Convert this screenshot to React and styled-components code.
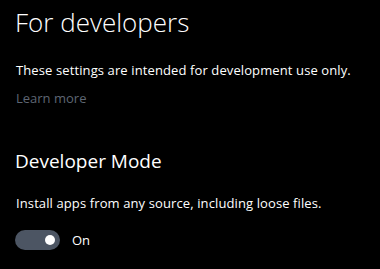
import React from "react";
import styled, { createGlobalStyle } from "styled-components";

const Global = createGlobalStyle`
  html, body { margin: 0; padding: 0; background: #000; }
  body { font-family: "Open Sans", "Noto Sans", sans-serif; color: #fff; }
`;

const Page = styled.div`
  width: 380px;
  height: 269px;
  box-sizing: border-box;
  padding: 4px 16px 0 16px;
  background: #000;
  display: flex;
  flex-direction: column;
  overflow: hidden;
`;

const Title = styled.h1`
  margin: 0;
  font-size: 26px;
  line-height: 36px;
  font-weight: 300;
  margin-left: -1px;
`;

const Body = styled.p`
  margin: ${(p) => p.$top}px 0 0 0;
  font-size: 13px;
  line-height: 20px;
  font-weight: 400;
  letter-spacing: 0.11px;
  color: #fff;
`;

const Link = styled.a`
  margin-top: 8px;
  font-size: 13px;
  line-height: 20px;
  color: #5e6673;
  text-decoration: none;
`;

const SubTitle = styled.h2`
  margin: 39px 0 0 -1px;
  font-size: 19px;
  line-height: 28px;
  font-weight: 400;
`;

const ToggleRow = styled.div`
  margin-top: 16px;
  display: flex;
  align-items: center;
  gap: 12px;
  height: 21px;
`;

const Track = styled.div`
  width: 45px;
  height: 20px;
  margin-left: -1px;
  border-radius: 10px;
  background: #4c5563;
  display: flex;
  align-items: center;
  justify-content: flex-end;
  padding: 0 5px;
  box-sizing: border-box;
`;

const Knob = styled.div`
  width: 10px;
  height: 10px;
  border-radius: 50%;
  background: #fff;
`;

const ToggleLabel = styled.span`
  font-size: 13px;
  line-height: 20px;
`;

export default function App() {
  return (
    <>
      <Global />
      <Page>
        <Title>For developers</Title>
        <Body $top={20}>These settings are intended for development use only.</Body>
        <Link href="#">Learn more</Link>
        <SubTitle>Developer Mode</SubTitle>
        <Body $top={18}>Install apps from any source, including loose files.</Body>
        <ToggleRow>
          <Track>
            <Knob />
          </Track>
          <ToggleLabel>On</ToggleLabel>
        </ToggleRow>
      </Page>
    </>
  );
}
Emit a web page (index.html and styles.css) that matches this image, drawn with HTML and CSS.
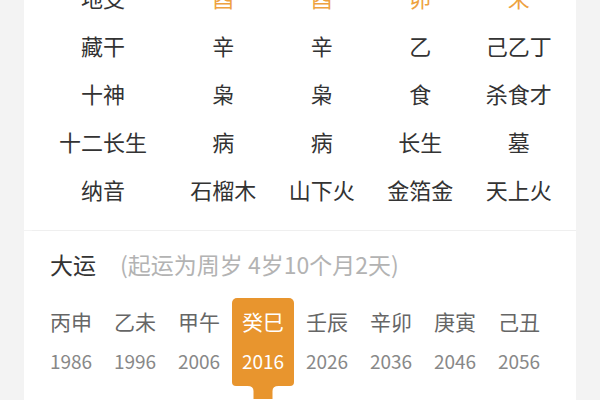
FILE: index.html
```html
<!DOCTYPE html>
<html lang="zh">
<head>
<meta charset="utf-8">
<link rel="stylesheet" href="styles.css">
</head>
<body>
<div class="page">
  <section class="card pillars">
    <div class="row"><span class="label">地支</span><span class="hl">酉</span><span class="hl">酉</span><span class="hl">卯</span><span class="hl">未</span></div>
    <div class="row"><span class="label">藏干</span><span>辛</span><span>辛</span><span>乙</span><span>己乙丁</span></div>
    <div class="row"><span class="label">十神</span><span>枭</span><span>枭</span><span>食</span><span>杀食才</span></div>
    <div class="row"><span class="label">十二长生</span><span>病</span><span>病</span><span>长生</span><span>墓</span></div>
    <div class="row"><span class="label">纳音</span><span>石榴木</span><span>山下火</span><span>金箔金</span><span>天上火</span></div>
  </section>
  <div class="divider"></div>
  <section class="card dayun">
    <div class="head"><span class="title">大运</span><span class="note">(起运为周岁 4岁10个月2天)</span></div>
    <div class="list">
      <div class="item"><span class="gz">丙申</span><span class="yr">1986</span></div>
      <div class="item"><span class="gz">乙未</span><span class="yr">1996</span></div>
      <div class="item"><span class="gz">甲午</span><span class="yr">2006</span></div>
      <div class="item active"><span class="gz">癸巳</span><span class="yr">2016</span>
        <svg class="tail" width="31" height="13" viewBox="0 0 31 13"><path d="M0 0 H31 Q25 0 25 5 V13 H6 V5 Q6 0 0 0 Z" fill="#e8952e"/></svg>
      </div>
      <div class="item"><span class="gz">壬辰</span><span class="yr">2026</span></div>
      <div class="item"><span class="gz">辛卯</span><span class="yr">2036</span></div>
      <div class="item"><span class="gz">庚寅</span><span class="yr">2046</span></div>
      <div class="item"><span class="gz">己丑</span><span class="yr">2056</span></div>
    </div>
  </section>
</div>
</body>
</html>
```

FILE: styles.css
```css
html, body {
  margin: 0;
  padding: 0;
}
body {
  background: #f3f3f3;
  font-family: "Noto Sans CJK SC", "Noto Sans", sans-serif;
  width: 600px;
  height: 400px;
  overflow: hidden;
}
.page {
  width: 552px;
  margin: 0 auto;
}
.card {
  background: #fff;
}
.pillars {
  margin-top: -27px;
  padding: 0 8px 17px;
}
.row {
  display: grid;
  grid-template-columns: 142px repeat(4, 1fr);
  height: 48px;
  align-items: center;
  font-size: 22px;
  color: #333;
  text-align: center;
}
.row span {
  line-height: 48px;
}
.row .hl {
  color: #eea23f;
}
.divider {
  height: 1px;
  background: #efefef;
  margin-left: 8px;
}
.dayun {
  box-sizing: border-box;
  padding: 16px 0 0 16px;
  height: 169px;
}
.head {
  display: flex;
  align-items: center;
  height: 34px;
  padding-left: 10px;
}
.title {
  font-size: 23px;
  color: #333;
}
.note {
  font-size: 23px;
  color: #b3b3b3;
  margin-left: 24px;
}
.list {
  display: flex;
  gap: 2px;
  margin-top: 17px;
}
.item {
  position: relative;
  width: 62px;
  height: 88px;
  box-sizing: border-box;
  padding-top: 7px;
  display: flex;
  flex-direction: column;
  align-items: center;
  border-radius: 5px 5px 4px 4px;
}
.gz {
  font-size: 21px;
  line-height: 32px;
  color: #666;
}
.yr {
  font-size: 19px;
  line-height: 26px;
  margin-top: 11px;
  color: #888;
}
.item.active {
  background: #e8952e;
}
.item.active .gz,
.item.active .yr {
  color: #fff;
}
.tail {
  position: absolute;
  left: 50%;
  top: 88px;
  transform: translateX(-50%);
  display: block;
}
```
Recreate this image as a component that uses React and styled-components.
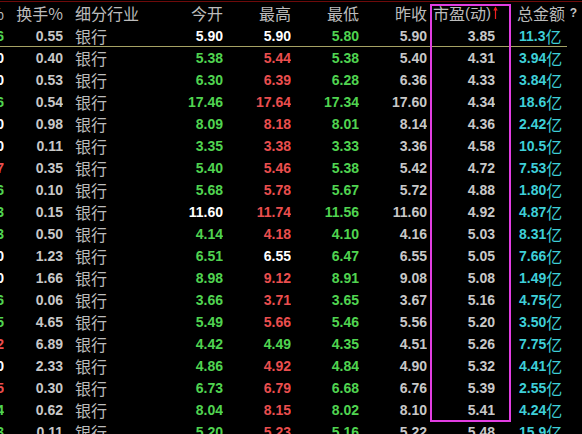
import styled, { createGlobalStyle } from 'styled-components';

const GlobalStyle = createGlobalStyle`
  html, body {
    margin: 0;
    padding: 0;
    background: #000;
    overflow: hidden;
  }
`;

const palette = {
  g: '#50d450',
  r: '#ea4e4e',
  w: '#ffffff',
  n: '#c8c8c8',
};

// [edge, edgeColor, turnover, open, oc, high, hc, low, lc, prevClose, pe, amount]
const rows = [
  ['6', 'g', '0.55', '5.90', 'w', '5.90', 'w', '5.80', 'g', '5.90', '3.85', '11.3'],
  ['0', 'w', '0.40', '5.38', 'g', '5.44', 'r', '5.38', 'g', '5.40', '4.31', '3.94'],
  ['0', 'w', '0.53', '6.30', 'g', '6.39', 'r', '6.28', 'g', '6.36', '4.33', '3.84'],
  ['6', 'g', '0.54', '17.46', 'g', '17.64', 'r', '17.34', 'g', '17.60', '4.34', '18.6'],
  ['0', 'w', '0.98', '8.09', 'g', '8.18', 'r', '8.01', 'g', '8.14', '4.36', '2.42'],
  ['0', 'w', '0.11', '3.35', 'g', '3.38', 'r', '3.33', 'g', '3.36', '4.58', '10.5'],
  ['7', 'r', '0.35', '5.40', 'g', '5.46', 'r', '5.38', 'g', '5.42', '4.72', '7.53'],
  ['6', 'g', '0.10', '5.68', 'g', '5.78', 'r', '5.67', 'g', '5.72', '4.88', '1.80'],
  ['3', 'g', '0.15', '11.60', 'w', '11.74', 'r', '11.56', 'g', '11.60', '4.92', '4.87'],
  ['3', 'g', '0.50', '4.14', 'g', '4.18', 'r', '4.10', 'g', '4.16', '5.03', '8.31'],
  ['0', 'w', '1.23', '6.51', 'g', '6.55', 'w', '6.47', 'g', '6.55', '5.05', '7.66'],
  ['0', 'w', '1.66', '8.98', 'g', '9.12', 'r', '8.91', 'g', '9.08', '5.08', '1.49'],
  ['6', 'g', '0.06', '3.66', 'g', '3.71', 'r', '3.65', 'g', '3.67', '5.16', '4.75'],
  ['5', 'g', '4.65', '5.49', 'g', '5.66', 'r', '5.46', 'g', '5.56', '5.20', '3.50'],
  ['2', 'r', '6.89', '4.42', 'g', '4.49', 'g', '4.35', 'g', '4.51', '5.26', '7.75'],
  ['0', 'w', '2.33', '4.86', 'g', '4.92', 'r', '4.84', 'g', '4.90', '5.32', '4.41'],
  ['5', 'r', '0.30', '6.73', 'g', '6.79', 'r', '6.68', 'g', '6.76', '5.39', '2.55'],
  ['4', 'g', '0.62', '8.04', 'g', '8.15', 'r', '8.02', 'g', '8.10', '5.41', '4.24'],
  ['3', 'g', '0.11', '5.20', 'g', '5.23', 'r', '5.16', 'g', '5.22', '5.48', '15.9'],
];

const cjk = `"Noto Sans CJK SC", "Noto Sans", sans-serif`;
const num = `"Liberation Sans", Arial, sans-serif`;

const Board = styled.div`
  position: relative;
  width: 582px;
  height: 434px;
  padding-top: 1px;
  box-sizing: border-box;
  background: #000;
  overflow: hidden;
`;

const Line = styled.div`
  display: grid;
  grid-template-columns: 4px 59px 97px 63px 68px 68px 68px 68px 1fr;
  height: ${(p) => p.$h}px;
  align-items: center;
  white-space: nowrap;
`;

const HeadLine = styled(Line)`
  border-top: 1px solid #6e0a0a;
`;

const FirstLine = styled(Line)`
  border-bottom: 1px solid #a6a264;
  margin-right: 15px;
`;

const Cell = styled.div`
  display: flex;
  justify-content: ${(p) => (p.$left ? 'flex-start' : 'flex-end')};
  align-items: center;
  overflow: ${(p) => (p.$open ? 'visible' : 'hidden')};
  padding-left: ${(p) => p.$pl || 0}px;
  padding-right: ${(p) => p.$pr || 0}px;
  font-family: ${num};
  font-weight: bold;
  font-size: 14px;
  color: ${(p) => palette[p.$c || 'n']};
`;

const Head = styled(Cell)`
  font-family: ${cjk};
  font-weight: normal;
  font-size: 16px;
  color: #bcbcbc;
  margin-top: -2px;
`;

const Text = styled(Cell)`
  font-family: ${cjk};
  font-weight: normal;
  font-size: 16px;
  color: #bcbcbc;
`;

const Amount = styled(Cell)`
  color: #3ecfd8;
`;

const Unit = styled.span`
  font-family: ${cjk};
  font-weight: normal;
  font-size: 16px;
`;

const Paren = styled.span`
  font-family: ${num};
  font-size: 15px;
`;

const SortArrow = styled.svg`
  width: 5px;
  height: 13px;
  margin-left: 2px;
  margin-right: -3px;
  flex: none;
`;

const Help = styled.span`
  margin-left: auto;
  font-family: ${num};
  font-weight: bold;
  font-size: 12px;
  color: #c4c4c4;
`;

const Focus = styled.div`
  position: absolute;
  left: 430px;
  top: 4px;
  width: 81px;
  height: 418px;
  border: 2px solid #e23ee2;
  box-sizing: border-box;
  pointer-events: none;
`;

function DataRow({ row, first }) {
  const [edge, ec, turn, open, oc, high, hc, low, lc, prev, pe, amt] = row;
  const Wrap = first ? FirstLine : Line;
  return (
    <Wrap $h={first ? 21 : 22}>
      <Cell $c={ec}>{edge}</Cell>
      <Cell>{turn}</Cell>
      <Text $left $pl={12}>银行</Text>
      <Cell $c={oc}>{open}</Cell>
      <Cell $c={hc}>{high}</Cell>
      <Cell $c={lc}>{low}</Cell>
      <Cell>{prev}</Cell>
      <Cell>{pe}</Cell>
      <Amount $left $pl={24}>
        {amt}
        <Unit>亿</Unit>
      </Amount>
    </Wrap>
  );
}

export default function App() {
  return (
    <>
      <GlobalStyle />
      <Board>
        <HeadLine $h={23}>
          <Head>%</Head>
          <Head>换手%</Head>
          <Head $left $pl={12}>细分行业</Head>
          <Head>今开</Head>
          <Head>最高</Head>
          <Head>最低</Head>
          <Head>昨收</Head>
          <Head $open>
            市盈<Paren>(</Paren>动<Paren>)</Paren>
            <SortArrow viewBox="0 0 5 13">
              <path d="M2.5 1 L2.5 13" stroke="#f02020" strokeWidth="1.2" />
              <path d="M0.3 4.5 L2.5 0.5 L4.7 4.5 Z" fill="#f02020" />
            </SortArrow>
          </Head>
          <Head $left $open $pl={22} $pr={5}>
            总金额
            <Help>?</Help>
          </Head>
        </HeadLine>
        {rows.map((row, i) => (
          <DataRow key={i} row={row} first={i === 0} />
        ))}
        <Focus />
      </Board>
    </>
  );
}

**Instruction:**
Go through the records and copy each line with "that" in it.

**Answer below:**
Emit a web page (index.html and styles.css) that matches this image, drawn with HTML and CSS.
Recreate this image as a component that uses React and styled-components.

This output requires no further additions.